**SHORT PROBLEM**
Give back the records below exactly, every one, with no pictures.

# SUPPLIED MATERIAL start

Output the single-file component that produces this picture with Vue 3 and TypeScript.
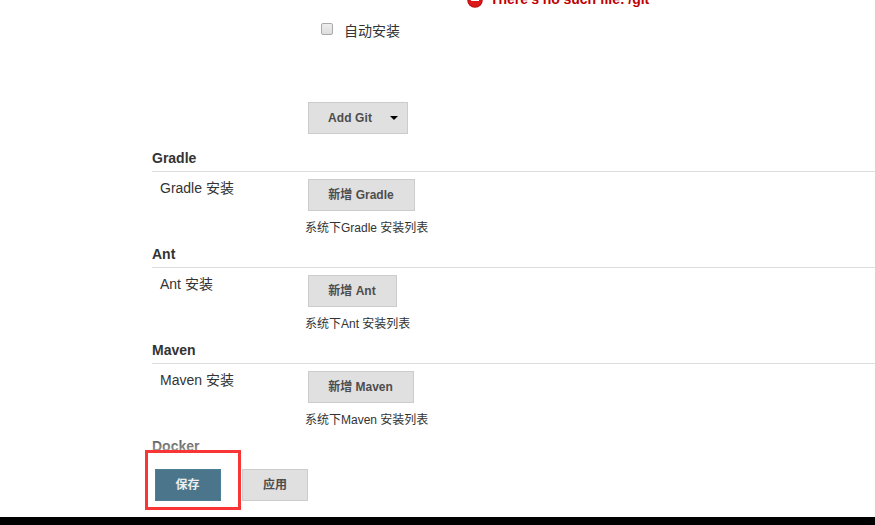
<script setup lang="ts">
interface Tool {
  name: string
  width: number
}

const tools: Tool[] = [
  { name: 'Gradle', width: 107 },
  { name: 'Ant', width: 89 },
  { name: 'Maven', width: 106 },
]
</script>

<template>
  <main class="page">
    <section class="git">
      <div class="error">
        <svg class="error-icon" width="16" height="16" viewBox="0 0 16 16">
          <circle cx="8" cy="8" r="7.8" fill="#b80f12" />
          <circle cx="8" cy="8" r="6.7" fill="#dc1818" />
          <rect x="4" y="6" width="8" height="3" rx="0.5" fill="#fff" />
        </svg>
        <span>There's no such file: /git</span>
      </div>
      <label class="auto">
        <input class="check" type="checkbox" />
        <span>自动安装</span>
      </label>
      <button class="btn add-git" type="button">
        <span>Add Git</span>
        <svg width="8" height="4" viewBox="0 0 8 4"><path d="M0 0h8L4 4z" fill="#000" /></svg>
      </button>
    </section>

    <section v-for="tool in tools" :key="tool.name" class="tool">
      <h2 class="heading">{{ tool.name }}</h2>
      <div class="row">
        <div class="label">{{ tool.name }} 安装</div>
        <div class="setting">
          <button class="btn" type="button" :style="{ width: tool.width + 'px' }">新增 {{ tool.name }}</button>
          <p class="help">系统下{{ tool.name }} 安装列表</p>
        </div>
      </div>
    </section>

    <h2 class="heading docker">Docker</h2>

    <footer class="actions">
      <div class="highlight">
        <button class="btn primary" type="button">保存</button>
      </div>
      <button class="btn apply" type="button">应用</button>
    </footer>
    <div class="strip"></div>
  </main>
</template>

<style>
body {
  margin: 0;
  background: #fff;
}
</style>

<style scoped>
.page {
  position: relative;
  box-sizing: border-box;
  width: 100%;
  height: 525px;
  padding-left: 152px;
  overflow: hidden;
  color: #333;
  font: 14px/20px "Liberation Sans", "Noto Sans CJK SC", sans-serif;
}
.git {
  display: flow-root;
  box-sizing: border-box;
  height: 146px;
  padding-left: 156px;
}
.error {
  display: flex;
  gap: 7px;
  height: 20px;
  margin: -11px 0 0 159px;
  align-items: center;
  color: #c00000;
  font-weight: bold;
  letter-spacing: -0.05px;
}
.error-icon {
  margin-top: 2px;
}
.auto {
  display: flex;
  height: 20px;
  margin: 12px 0 0 13px;
  gap: 11px;
}
.check {
  appearance: none;
  box-sizing: border-box;
  width: 12px;
  height: 12px;
  margin: 2px 0 0;
  border: 1px solid #aaa;
  border-radius: 2px;
  background: linear-gradient(#eee, #ddd);
}
.btn {
  display: block;
  box-sizing: border-box;
  height: 32px;
  margin: 0;
  padding: 0 1px 0 0;
  border: 1px solid #ccc;
  border-radius: 0;
  background: #e0e0e0;
  color: #4d4d4d;
  font: bold 12px/30px "Liberation Sans", "Noto Sans CJK SC", sans-serif;
  text-align: center;
  white-space: nowrap;
}
.add-git {
  display: flex;
  width: 100px;
  margin-top: 61px;
  padding: 0 9px 0 19px;
  align-items: center;
  justify-content: space-between;
  letter-spacing: 0.1px;
}
.tool {
  height: 96px;
}
.heading {
  box-sizing: border-box;
  height: 26px;
  margin: 0;
  padding-top: 2px;
  border-bottom: 1px solid #ddd;
  color: #333;
  font-size: 14px;
  line-height: 20px;
}
.row {
  display: flex;
}
.label {
  box-sizing: border-box;
  width: 156px;
  padding: 6px 0 0 8px;
}
.setting {
  padding-top: 7px;
}
.help {
  margin: 8px 0 0 -3px;
  font-size: 12px;
  line-height: 18px;
  white-space: nowrap;
}
.docker {
  border-bottom-color: transparent;
}
.actions {
  position: absolute;
  left: 145px;
  right: 0;
  top: 430px;
  display: flex;
  box-sizing: border-box;
  height: 87px;
  padding-top: 20px;
  gap: 1px;
  background: linear-gradient(rgba(255, 255, 255, 0), rgba(255, 255, 255, 0.45) 20px, #fff 22px);
}
.highlight {
  box-sizing: border-box;
  width: 96px;
  height: 60px;
  padding: 16px 0 0 7px;
  border: 3px solid #fa3535;
}
.primary {
  width: 66px;
  border-color: #4d8097;
  background: #4b758b;
  color: #eee;
}
.apply {
  width: 66px;
  padding-right: 0;
  margin-top: 19px;
}
.strip {
  position: absolute;
  left: 0;
  right: 0;
  bottom: 0;
  height: 8px;
  background: #000;
}
</style>
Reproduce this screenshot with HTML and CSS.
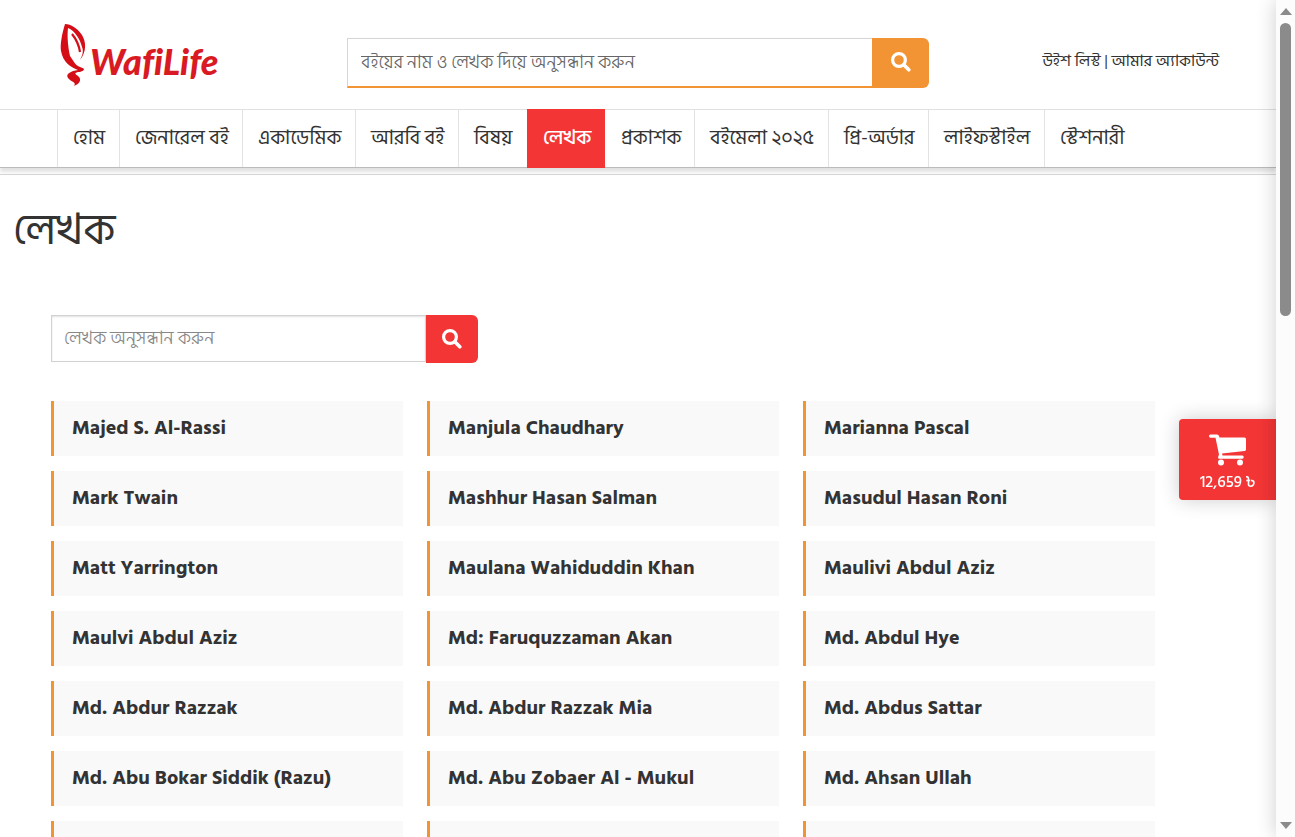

# SUPPLIED MATERIAL end

**RESPONSE TO THE EXERCISE**
Output the single-file component that produces this picture with Vue 3 and TypeScript.
<script setup lang="ts">
interface Tool {
  name: string
  width: number
}

const tools: Tool[] = [
  { name: 'Gradle', width: 107 },
  { name: 'Ant', width: 89 },
  { name: 'Maven', width: 106 },
]
</script>

<template>
  <main class="page">
    <section class="git">
      <div class="error">
        <svg class="error-icon" width="16" height="16" viewBox="0 0 16 16">
          <circle cx="8" cy="8" r="7.8" fill="#b80f12" />
          <circle cx="8" cy="8" r="6.7" fill="#dc1818" />
          <rect x="4" y="6" width="8" height="3" rx="0.5" fill="#fff" />
        </svg>
        <span>There's no such file: /git</span>
      </div>
      <label class="auto">
        <input class="check" type="checkbox" />
        <span>自动安装</span>
      </label>
      <button class="btn add-git" type="button">
        <span>Add Git</span>
        <svg width="8" height="4" viewBox="0 0 8 4"><path d="M0 0h8L4 4z" fill="#000" /></svg>
      </button>
    </section>

    <section v-for="tool in tools" :key="tool.name" class="tool">
      <h2 class="heading">{{ tool.name }}</h2>
      <div class="row">
        <div class="label">{{ tool.name }} 安装</div>
        <div class="setting">
          <button class="btn" type="button" :style="{ width: tool.width + 'px' }">新增 {{ tool.name }}</button>
          <p class="help">系统下{{ tool.name }} 安装列表</p>
        </div>
      </div>
    </section>

    <h2 class="heading docker">Docker</h2>

    <footer class="actions">
      <div class="highlight">
        <button class="btn primary" type="button">保存</button>
      </div>
      <button class="btn apply" type="button">应用</button>
    </footer>
    <div class="strip"></div>
  </main>
</template>

<style>
body {
  margin: 0;
  background: #fff;
}
</style>

<style scoped>
.page {
  position: relative;
  box-sizing: border-box;
  width: 100%;
  height: 525px;
  padding-left: 152px;
  overflow: hidden;
  color: #333;
  font: 14px/20px "Liberation Sans", "Noto Sans CJK SC", sans-serif;
}
.git {
  display: flow-root;
  box-sizing: border-box;
  height: 146px;
  padding-left: 156px;
}
.error {
  display: flex;
  gap: 7px;
  height: 20px;
  margin: -11px 0 0 159px;
  align-items: center;
  color: #c00000;
  font-weight: bold;
  letter-spacing: -0.05px;
}
.error-icon {
  margin-top: 2px;
}
.auto {
  display: flex;
  height: 20px;
  margin: 12px 0 0 13px;
  gap: 11px;
}
.check {
  appearance: none;
  box-sizing: border-box;
  width: 12px;
  height: 12px;
  margin: 2px 0 0;
  border: 1px solid #aaa;
  border-radius: 2px;
  background: linear-gradient(#eee, #ddd);
}
.btn {
  display: block;
  box-sizing: border-box;
  height: 32px;
  margin: 0;
  padding: 0 1px 0 0;
  border: 1px solid #ccc;
  border-radius: 0;
  background: #e0e0e0;
  color: #4d4d4d;
  font: bold 12px/30px "Liberation Sans", "Noto Sans CJK SC", sans-serif;
  text-align: center;
  white-space: nowrap;
}
.add-git {
  display: flex;
  width: 100px;
  margin-top: 61px;
  padding: 0 9px 0 19px;
  align-items: center;
  justify-content: space-between;
  letter-spacing: 0.1px;
}
.tool {
  height: 96px;
}
.heading {
  box-sizing: border-box;
  height: 26px;
  margin: 0;
  padding-top: 2px;
  border-bottom: 1px solid #ddd;
  color: #333;
  font-size: 14px;
  line-height: 20px;
}
.row {
  display: flex;
}
.label {
  box-sizing: border-box;
  width: 156px;
  padding: 6px 0 0 8px;
}
.setting {
  padding-top: 7px;
}
.help {
  margin: 8px 0 0 -3px;
  font-size: 12px;
  line-height: 18px;
  white-space: nowrap;
}
.docker {
  border-bottom-color: transparent;
}
.actions {
  position: absolute;
  left: 145px;
  right: 0;
  top: 430px;
  display: flex;
  box-sizing: border-box;
  height: 87px;
  padding-top: 20px;
  gap: 1px;
  background: linear-gradient(rgba(255, 255, 255, 0), rgba(255, 255, 255, 0.45) 20px, #fff 22px);
}
.highlight {
  box-sizing: border-box;
  width: 96px;
  height: 60px;
  padding: 16px 0 0 7px;
  border: 3px solid #fa3535;
}
.primary {
  width: 66px;
  border-color: #4d8097;
  background: #4b758b;
  color: #eee;
}
.apply {
  width: 66px;
  padding-right: 0;
  margin-top: 19px;
}
.strip {
  position: absolute;
  left: 0;
  right: 0;
  bottom: 0;
  height: 8px;
  background: #000;
}
</style>
Reproduce this screenshot with HTML and CSS.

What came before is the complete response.